### TASK INSTRUCTIONS
Each line from the line with "Give me the" to the line with "string; measure: string;", inclusive, is to be repeated exactly; no other line and no picture belongs in the copy.
Begin
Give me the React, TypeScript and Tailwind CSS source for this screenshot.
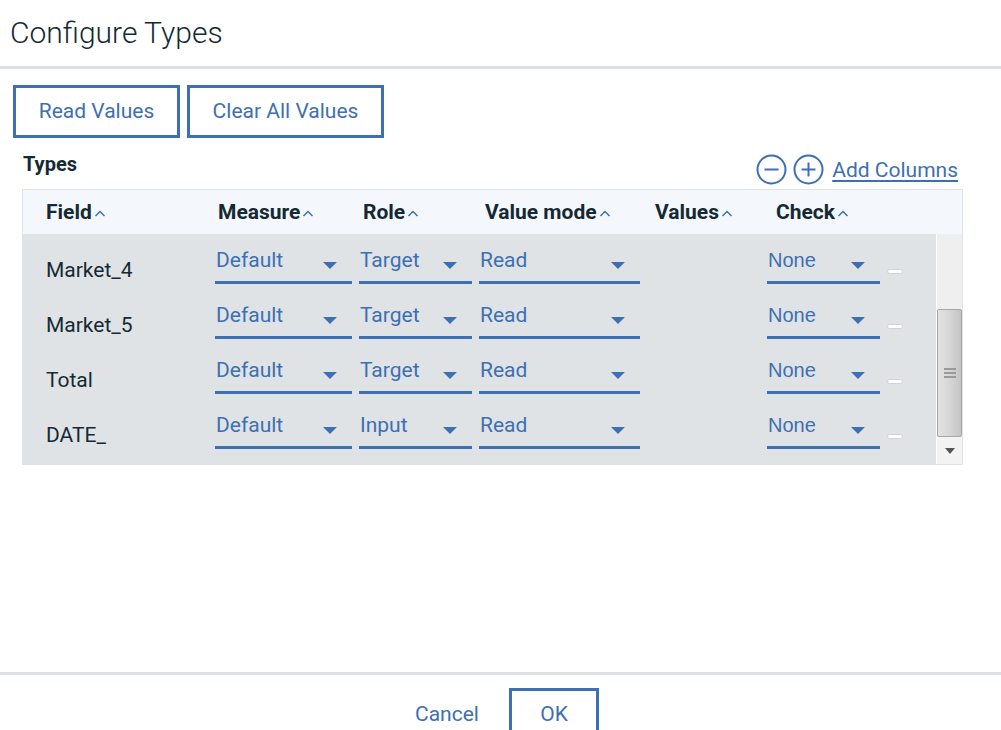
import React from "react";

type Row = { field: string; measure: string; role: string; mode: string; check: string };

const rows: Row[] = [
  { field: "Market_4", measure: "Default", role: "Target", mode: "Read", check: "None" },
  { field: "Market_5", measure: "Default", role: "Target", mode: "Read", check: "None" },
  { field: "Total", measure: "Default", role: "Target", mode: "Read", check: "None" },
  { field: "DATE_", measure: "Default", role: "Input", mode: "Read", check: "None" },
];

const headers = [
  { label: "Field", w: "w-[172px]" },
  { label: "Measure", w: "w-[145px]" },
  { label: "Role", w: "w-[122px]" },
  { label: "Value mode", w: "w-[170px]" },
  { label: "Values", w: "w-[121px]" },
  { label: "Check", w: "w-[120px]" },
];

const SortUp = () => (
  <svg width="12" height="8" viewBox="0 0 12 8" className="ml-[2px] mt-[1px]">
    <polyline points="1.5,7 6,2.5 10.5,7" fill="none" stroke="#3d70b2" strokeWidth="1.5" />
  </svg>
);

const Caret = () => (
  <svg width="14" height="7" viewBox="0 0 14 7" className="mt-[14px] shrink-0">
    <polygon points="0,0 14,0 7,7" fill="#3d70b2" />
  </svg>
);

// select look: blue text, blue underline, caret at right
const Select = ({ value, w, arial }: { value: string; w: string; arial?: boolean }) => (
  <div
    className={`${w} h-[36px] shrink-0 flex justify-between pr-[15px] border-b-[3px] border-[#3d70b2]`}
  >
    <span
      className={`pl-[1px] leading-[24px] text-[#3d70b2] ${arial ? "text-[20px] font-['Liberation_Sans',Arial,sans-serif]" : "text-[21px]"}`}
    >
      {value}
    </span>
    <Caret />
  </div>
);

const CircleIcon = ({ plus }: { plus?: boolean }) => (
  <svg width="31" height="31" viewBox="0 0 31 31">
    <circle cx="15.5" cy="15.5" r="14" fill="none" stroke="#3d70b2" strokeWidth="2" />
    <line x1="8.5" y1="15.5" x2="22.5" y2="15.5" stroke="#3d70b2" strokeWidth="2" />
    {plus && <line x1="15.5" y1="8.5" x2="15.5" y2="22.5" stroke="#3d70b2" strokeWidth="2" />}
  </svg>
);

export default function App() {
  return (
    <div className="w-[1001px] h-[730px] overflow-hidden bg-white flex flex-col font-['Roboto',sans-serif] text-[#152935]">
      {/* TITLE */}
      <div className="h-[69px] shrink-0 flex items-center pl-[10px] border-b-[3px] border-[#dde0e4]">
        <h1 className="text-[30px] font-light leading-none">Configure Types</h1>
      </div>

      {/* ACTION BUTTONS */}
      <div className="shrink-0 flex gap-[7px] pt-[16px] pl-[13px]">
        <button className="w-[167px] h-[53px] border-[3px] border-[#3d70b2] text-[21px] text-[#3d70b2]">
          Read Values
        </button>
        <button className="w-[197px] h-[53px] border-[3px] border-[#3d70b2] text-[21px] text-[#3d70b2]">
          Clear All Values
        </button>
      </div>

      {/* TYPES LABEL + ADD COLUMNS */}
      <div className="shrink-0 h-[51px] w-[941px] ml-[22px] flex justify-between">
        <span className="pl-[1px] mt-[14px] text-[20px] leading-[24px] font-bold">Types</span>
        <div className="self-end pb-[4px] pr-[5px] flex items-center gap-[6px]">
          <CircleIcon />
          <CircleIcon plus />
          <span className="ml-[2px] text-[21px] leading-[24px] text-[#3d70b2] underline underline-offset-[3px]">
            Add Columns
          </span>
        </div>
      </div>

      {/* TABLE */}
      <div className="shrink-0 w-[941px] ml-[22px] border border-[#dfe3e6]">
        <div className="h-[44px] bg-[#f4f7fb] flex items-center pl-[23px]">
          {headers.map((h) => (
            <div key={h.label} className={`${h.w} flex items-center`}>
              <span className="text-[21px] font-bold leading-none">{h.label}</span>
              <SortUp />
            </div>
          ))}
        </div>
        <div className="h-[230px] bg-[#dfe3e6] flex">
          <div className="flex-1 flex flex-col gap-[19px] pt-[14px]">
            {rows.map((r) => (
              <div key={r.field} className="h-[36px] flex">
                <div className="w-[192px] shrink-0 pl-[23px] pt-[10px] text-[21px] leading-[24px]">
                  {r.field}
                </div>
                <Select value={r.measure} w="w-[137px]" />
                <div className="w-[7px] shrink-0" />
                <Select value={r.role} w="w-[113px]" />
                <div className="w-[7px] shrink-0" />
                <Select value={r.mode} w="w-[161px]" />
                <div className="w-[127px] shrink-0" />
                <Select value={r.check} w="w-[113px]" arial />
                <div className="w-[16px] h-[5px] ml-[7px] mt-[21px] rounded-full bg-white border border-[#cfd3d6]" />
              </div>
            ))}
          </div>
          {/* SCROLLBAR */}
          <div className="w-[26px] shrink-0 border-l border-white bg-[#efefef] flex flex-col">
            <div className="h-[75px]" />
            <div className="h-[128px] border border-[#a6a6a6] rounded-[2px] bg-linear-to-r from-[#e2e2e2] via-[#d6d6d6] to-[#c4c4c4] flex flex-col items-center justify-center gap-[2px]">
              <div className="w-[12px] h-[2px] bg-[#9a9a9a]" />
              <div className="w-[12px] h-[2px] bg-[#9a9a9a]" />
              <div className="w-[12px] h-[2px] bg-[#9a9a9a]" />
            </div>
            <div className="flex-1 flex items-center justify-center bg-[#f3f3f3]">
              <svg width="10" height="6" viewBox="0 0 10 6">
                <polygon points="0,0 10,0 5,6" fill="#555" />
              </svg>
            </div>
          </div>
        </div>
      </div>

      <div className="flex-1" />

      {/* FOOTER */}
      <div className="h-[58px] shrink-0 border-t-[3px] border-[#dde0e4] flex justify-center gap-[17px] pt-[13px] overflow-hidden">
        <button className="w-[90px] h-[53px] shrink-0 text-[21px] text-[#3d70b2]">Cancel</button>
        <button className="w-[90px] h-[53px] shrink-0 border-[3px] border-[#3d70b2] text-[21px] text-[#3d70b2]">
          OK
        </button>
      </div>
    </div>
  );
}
End
Begin
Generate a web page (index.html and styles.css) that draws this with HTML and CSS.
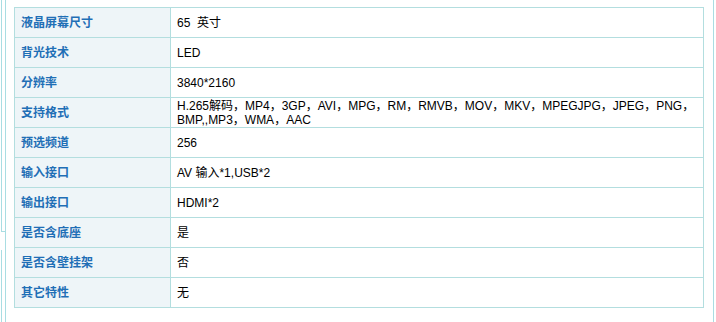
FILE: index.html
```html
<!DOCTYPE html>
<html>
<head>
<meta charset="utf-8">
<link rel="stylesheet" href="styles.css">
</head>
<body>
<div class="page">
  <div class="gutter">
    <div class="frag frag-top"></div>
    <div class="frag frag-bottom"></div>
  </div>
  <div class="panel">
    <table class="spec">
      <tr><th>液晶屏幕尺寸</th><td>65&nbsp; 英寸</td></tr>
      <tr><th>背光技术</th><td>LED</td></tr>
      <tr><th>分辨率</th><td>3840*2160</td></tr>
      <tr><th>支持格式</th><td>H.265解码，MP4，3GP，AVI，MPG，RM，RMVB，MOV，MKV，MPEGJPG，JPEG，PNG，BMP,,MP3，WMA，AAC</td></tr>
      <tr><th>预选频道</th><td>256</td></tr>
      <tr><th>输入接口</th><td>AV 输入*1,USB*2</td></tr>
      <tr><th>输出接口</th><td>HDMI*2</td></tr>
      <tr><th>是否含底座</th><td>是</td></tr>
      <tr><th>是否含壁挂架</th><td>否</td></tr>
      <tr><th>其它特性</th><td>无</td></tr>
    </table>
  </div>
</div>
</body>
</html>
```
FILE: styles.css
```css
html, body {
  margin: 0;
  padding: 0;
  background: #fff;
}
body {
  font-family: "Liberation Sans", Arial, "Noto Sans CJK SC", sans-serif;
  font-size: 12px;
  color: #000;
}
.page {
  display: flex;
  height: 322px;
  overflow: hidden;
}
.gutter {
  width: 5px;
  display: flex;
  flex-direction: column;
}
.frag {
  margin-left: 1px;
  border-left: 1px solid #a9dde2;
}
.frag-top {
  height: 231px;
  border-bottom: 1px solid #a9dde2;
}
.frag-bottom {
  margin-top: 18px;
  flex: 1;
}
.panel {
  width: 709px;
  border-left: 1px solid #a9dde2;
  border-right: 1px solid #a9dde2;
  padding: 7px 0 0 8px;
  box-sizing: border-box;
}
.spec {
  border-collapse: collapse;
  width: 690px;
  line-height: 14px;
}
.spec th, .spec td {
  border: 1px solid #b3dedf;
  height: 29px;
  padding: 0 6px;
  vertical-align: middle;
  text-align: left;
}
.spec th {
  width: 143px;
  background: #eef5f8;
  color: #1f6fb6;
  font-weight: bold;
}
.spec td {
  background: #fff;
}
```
End
### RESULT FOR THIS EXERCISE
Give me the React, TypeScript and Tailwind CSS source for this screenshot.
import React from "react";

type Row = { field: string; measure: string; role: string; mode: string; check: string };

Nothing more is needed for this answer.